The modern male is subject to all manner of horrors ranging from circumcision to dieting. There are however five things that men should NEVER, EVER, know about, not only for the sake of their sanity but for the sake of human peace overall.
1. Baldness
Baldness should not be in the vocabulary of the 21st century male. It is beyond ridiculous that we can transplant the arm from some dude who died in a freaky monster truck sky diving accident to another dude who lost his arm while trying to feed a caged bear a hamburger, yet we cannot stop a bloke’s hair from falling out. Sure, they can take your pubic and armpit air and nail it into your scalp so that you look like a Barbie doll that was placed too close to a heater, but that just is not good enough.
There are reports of various remedies, such as letting a cow lick your head twice a day, but who the heck has room for a cow anymore? Would a cat do, and if a cat would do, how can you get it to lick your head without it also tearing your face off (of which they can transplant as well these days)? Maybe the mud from the base of a Mayan sacrificial temple massaged into the scalp on the second full moon of a month will make your hair grow back, but it is just too damn expensive: too much demand from facial foundation manufacturers. Anyway, it shouldn’t be required. Why the hell don’t we have the technology to prevent men’s hair from falling off their head? I would prefer every other hair of my body to fall out before the hair on my head. Also my head is bumpy – it will scare little children if I ever go bald. Thus for the sake of the community there needs to be billion dollar research commenced immediately into the prevention and cure of male pattern baldness. Forget bases on the moon, forget Jovian or lunar anomalies, forget the infiltration of shape shifting lizard aliens in all levels of government, forget a solution to global warming – just keeps bloke’s heads covered in their own natural hair.

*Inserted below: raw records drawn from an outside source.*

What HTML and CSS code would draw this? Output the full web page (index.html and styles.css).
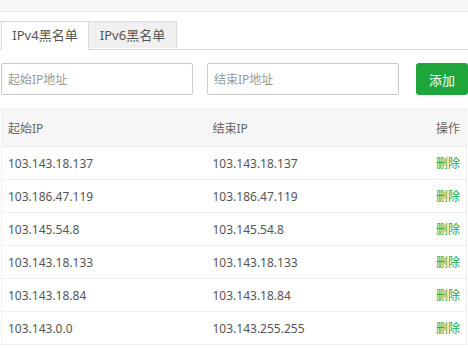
FILE: index.html
```html
<!DOCTYPE html>
<html lang="zh-cn">
<head>
    <meta charset="UTF-8">
    <title>IP黑名单</title>
    <link rel="stylesheet" href="styles.css">
</head>
<body>
    <div class="topbar"></div>

    <div class="tabs">
        <span class="tab active">IPv4黑名单</span>
        <span class="tab">IPv6黑名单</span>
    </div>

    <div class="form-row">
        <input class="ip-input" type="text" placeholder="起始IP地址">
        <input class="ip-input" type="text" placeholder="结束IP地址">
        <button class="btn-add">添加</button>
    </div>

    <table class="ip-table">
        <thead>
            <tr>
                <th class="col-start">起始IP</th>
                <th>结束IP</th>
                <th class="col-op">操作</th>
            </tr>
        </thead>
        <tbody>
            <tr><td>103.143.18.137</td><td>103.143.18.137</td><td class="col-op"><a class="del">删除</a></td></tr>
            <tr><td>103.186.47.119</td><td>103.186.47.119</td><td class="col-op"><a class="del">删除</a></td></tr>
            <tr><td>103.145.54.8</td><td>103.145.54.8</td><td class="col-op"><a class="del">删除</a></td></tr>
            <tr><td>103.143.18.133</td><td>103.143.18.133</td><td class="col-op"><a class="del">删除</a></td></tr>
            <tr><td>103.143.18.84</td><td>103.143.18.84</td><td class="col-op"><a class="del">删除</a></td></tr>
            <tr><td>103.143.0.0</td><td>103.143.255.255</td><td class="col-op"><a class="del">删除</a></td></tr>
        </tbody>
    </table>
</body>
</html>
```

FILE: styles.css
```css
* {
    margin: 0;
    padding: 0;
    box-sizing: border-box;
}

body {
    font-family: "Noto Sans", "Noto Sans CJK SC", sans-serif;
    font-size: 12px;
    color: #555;
    background-color: #fff;
    overflow: hidden;
}

/* faixa cinza do topo */
.topbar {
    height: 12px;
    background-color: #f6f6f6;
    border-bottom: 1px solid #e6e6e6;
}

.tabs {
    display: flex;
    margin-top: 9px;
    padding-left: 1px;
    border-bottom: 1px solid #d9d9e0;
}

.tab {
    width: 88px;
    height: 28px;
    line-height: 27px;
    text-align: center;
    font-size: 13px;
    color: #555;
    background-color: #f0f0f0;
    border: 1px solid #d9d9e0;
    border-bottom: none;
    margin-bottom: -1px;
}

.tab + .tab {
    border-left: none;
    height: 27px;
}

.tab.active {
    background-color: #fff;
    height: 29px;
}

.form-row {
    display: flex;
    align-items: center;
    margin-top: 13px;
    padding-left: 1px;
}

.ip-input {
    width: 192px;
    height: 32px;
    padding: 0 6px;
    border: 1px solid #ccc;
    border-radius: 2px;
    font-family: inherit;
    font-size: 12px;
    color: #555;
    outline: none;
}

.ip-input::placeholder {
    color: #999;
}

.ip-input + .ip-input {
    margin-left: 14px;
}

.btn-add {
    margin-left: 17px;
    width: 52px;
    height: 32px;
    border: none;
    border-radius: 3px;
    background-color: #20a53a;
    color: #fff;
    font-family: inherit;
    font-size: 13px;
    cursor: pointer;
}

.ip-table {
    margin-top: 13px;
    margin-left: 1px;
    width: 466px;
    border-collapse: collapse;
    border: 1px solid #eee;
}

.ip-table th {
    height: 38px;
    background-color: #f6f6f6;
    font-weight: normal;
    text-align: left;
    color: #666;
    padding: 0 6px;
}

.ip-table td {
    height: 33px;
    padding: 0 6px;
    border-top: 1px solid #eee;
}

.ip-table .col-start {
    width: 205px;
}

.ip-table .col-op {
    text-align: right;
}

.del {
    color: #20a53a;
    cursor: pointer;
}
```
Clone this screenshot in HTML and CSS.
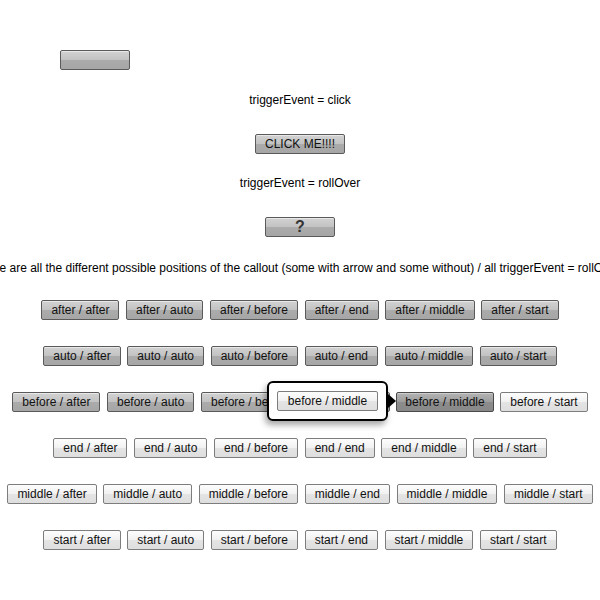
FILE: index.html
```html
<!DOCTYPE html>
<html>
<head>
<meta charset="utf-8">
<link rel="stylesheet" href="styles.css">
</head>
<body>
<div class="page">
  <div class="top-wrap"><button class="btn gray wide"></button></div>
  <div class="label first">triggerEvent = click</div>
  <div class="center"><button class="btn gray click">CLICK ME!!!!</button></div>
  <div class="label second">triggerEvent = rollOver</div>
  <div class="center"><button class="btn gray wide q">?</button></div>
  <div class="long"><span>Here are all the different possible positions of the callout (some with arrow and some without) / all triggerEvent = rollOver</span></div>

  <div class="rows">
    <div class="row">
      <button class="btn gray">after / after</button>
      <button class="btn gray">after / auto</button>
      <button class="btn gray">after / before</button>
      <button class="btn gray">after / end</button>
      <button class="btn gray">after / middle</button>
      <button class="btn gray">after / start</button>
    </div>
    <div class="row">
      <button class="btn gray">auto / after</button>
      <button class="btn gray">auto / auto</button>
      <button class="btn gray">auto / before</button>
      <button class="btn gray">auto / end</button>
      <button class="btn gray">auto / middle</button>
      <button class="btn gray">auto / start</button>
    </div>
    <div class="row row-callout">
      <button class="btn gray">before / after</button>
      <button class="btn gray">before / auto</button>
      <button class="btn gray">before / before</button>
      <button class="btn gray">before / end</button>
      <button class="btn dark">before / middle</button>
      <button class="btn light">before / start</button>
      <div class="callout">
        <button class="btn light">before / middle</button>
        <span class="arrow"></span>
      </div>
    </div>
    <div class="row">
      <button class="btn light">end / after</button>
      <button class="btn light">end / auto</button>
      <button class="btn light">end / before</button>
      <button class="btn light">end / end</button>
      <button class="btn light">end / middle</button>
      <button class="btn light">end / start</button>
    </div>
    <div class="row">
      <button class="btn light">middle / after</button>
      <button class="btn light">middle / auto</button>
      <button class="btn light">middle / before</button>
      <button class="btn light">middle / end</button>
      <button class="btn light">middle / middle</button>
      <button class="btn light">middle / start</button>
    </div>
    <div class="row">
      <button class="btn light">start / after</button>
      <button class="btn light">start / auto</button>
      <button class="btn light">start / before</button>
      <button class="btn light">start / end</button>
      <button class="btn light">start / middle</button>
      <button class="btn light">start / start</button>
    </div>
  </div>
</div>
</body>
</html>
```

FILE: styles.css
```css
html, body {
  margin: 0;
  padding: 0;
  background: #ffffff;
}
.page {
  width: 600px;
  height: 600px;
  overflow: hidden;
  font-family: "Liberation Sans", Arial, sans-serif;
  font-size: 12px;
  color: #000;
}
.top-wrap {
  padding: 50px 0 0 60px;
  display: flex;
}
.center {
  display: flex;
  justify-content: center;
}
.label {
  text-align: center;
  line-height: 14px;
}
.label.first { margin-top: 23px; margin-bottom: 27px; }
.label.second { margin-top: 22px; margin-bottom: 27px; }
.long {
  display: flex;
  justify-content: center;
  white-space: nowrap;
  line-height: 14px;
  margin-top: 24px;
}
.rows {
  margin-top: 25px;
  display: flex;
  flex-direction: column;
  gap: 26px;
}
.row {
  display: flex;
  justify-content: center;
  gap: 6.6px;
}
.row-callout {
  position: relative;
}
.btn {
  box-sizing: border-box;
  height: 20px;
  padding: 0 9px;
  margin: 0;
  border-radius: 2px;
  font-family: "Liberation Sans", Arial, sans-serif;
  font-size: 12px;
  line-height: 18px;
  color: #111;
  white-space: nowrap;
  cursor: default;
}
.gray {
  border: 1px solid #5a5a5a;
  background: linear-gradient(to bottom, #d2d2d2 0%, #c2c2c2 50%, #ababab 51%, #a6a6a6 100%);
  box-shadow: inset 0 1px 0 rgba(255,255,255,0.5);
}
.dark {
  border: 1px solid #4a4a4a;
  background: linear-gradient(to bottom, #b4b4b4 0%, #9c9c9c 50%, #8c8c8c 51%, #888888 100%);
  box-shadow: inset 0 1px 0 rgba(255,255,255,0.35);
  padding: 0 8px;
}
.light {
  border: 1px solid #7d7d7d;
  background: linear-gradient(to bottom, #fdfdfd 0%, #f1f1f1 50%, #e4e4e4 51%, #dedede 100%);
}
.wide { width: 70px; }
.click { width: 90px; }
.q {
  font-size: 16px;
  font-weight: bold;
  color: #333;
  line-height: 18px;
}
.callout {
  position: absolute;
  left: 267px;
  top: -11px;
  box-sizing: border-box;
  width: 121px;
  height: 40px;
  border: 2px solid #000;
  border-radius: 6px;
  background: #fff;
  box-shadow: -2px 4px 6px rgba(0,0,0,0.35);
  display: flex;
  align-items: center;
  justify-content: center;
}
.callout .btn {
  width: 101px;
}
.arrow {
  position: absolute;
  right: -10px;
  top: 11px;
  width: 0;
  height: 0;
  border-top: 7px solid transparent;
  border-bottom: 7px solid transparent;
  border-left: 8px solid #000;
}
```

2. Female Sanitary Products
Men should never know that such a thing as menstruation even exists, let alone pads and tampons. Advertisements for such feminine essentials should actually be banned. It was such advertisements that informed me that a woman can have heavy days. I don’t even want to know that they have days at all, heavy or light. When a male child is born, there should be a chip implanted into their ear canal that activates whenever such an advertisement is aired and plays “lalalalalalalalalalalalalalalalalala” for the duration of the ad. Such advertisements should absolutely and utterly never be shown at dinner time. It is just plain and simple wrong!